The prep race season for the Kentucky Derby is most certainly a special time of year. Dreams of immortality will dance through the heads of many as they navigate that twisting path that leads to the first Saturday in May. In the end it is about proving your good enough to run beneath the twin spires in the world’s most famous race. That validation is exactly what one speedy colt is looking for in the Rebel Stakes at Oaklawn Park on March 14.

No Parole is an unbeaten son of Violence that has turned in some jaw-dropping performances in his brief three race career. The first start back on December 15, 2019 saw him roll to a 14 ¼ length win in a six furlong race at the Fairgrounds. About a month later (January 11, 2020) in another six furlong event at Fairgrounds, he scampered home 13 ¼ lengths in front of everyone else. The third outing was another romp as he stretched out in distance to a mile. No Parole escaped with a 6 ½ length win in the Premier Night Prince Stakes at Delta Downs on February 8, 2020.

Considering this Tom Amoss trained colt is unbeaten by a combined 34 lengths, is it a crime we have not heard more about this grandson of Bluegrass Cat? No Parole is a Louisiana-bred and that has sentenced him in the minds of some. With all of his wins coming against those born in Cajun country and considering a Louisiana-bred has never won the Kentucky Derby, some will convict without a good look at the evidence. But if you ask his attorney, it is not a closed case when it comes to this runner.

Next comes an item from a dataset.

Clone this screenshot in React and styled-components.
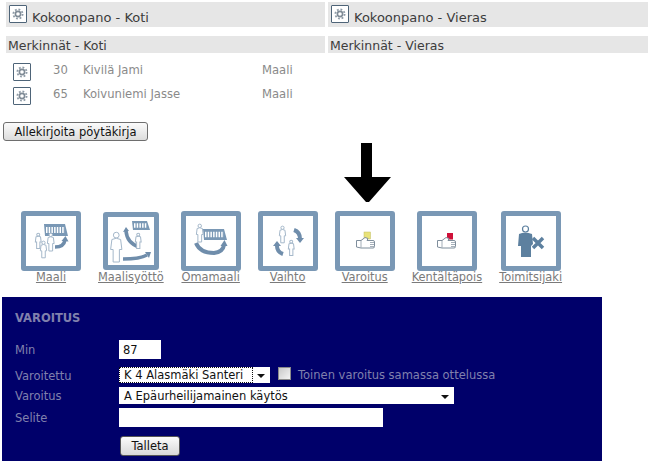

“No Parole is a very talented horse,” says Amoss. “And I don’t mean he is talented for a Louisiana-bred, I mean he is a talented race horse period. Early on I called (owner) Maggi (Moss) and told her we’ve got a really good one here.”

Following the flashy, front-running wins in the Bayou, Amoss is prepared to put his talent on trial. The Rebel Stakes has long been considered a key stepping stone to Churchill Downs and annually draws top three-year olds from all across the country. Three horses have used this historic dash over Arkansas dirt in their journey to the Kentucky Derby winner’s circle (American Pharoah 2015, Smarty Jones 2004, Sunny’s Halo 1984). Right now, the veteran conditioner is not thinking too far down the road. This is simply an opportunity to see how his horse measures up.

“The timing and distance (mile and a sixteenth)of the race is what we are looking for in his development,” says Amoss. “We would have preferred to run at Fairgrounds but the Louisiana Derby is a mile and three sixteenths this year and that is not within our scope just yet. I understand the competition is going to be a lot tougher, but that will tell us where he is at.”

The measuring stick race is a necessity for every runner as they climb the ladder. No Parole has certainly displayed he speed to go up a few more rungs.

“This guy just seems to get over the ground,” says Amoss. “He has a very efficient stride and really makes it look easy. That is one of the things that tells you he is special.”

Amoss is no stranger to the big stage. Having won over 3200 races in a career that has spanned 32 years, the New Orleans native got perhaps his biggest win last year. Another brilliant speedster in Serengeti Empress took the field gate to wire in the 2019 Kentucky Oaks. Calling upon his vast experience, he was brilliant in taking the Empress from the injured reserve to Oaks circle.

Winning perhaps the most prestigious race for three-year old females was no doubt a special day for Amoss. However, it has not changed the way he approaches the handling of his prized three-year old colt.

“The most significant thing about winning the Oaks was it provided validation for our barn,” says Amoss. “We didn’t do anything different than we had been doing, things just fell into place for us. But the funny thing is people took more notice of us because we won that one special race. The perception of us changed and as we know perception is reality.”

The chance to run in the Rebel will be another one of those real opportunities for Amoss and No Parole. If his horse runs to expected form he could join three others as bayou-born horses ( Vicar’s in Trouble 2014, Zarb’s Magic 1996, Real Dare 1982) that competed in the Kentucky Derby. But regardless of the outcome, this highly successful trainer will keep calm about this colt.

“We realize this is a big jump for him but I think we would be foolish to not try,” says Amoss. “Having been in this business for so long I have learned to temper my enthusiasm. Things can change so quickly in this game. If things work out like we hope we move closer to Kentucky. If they don’t maybe we shorten him up distance wise and take advantage of his running style. We know he is a Louisiana-bred but that doesn’t matter. We will let the race speak for itself.”

Joe Talamo has been named to ride No Parole in this grade 2 race that is worth $1 million. Other expected entrants include heavy hitters like the Bob Baffert trained Nadal and Southwest Stakes winner Silver Pospector.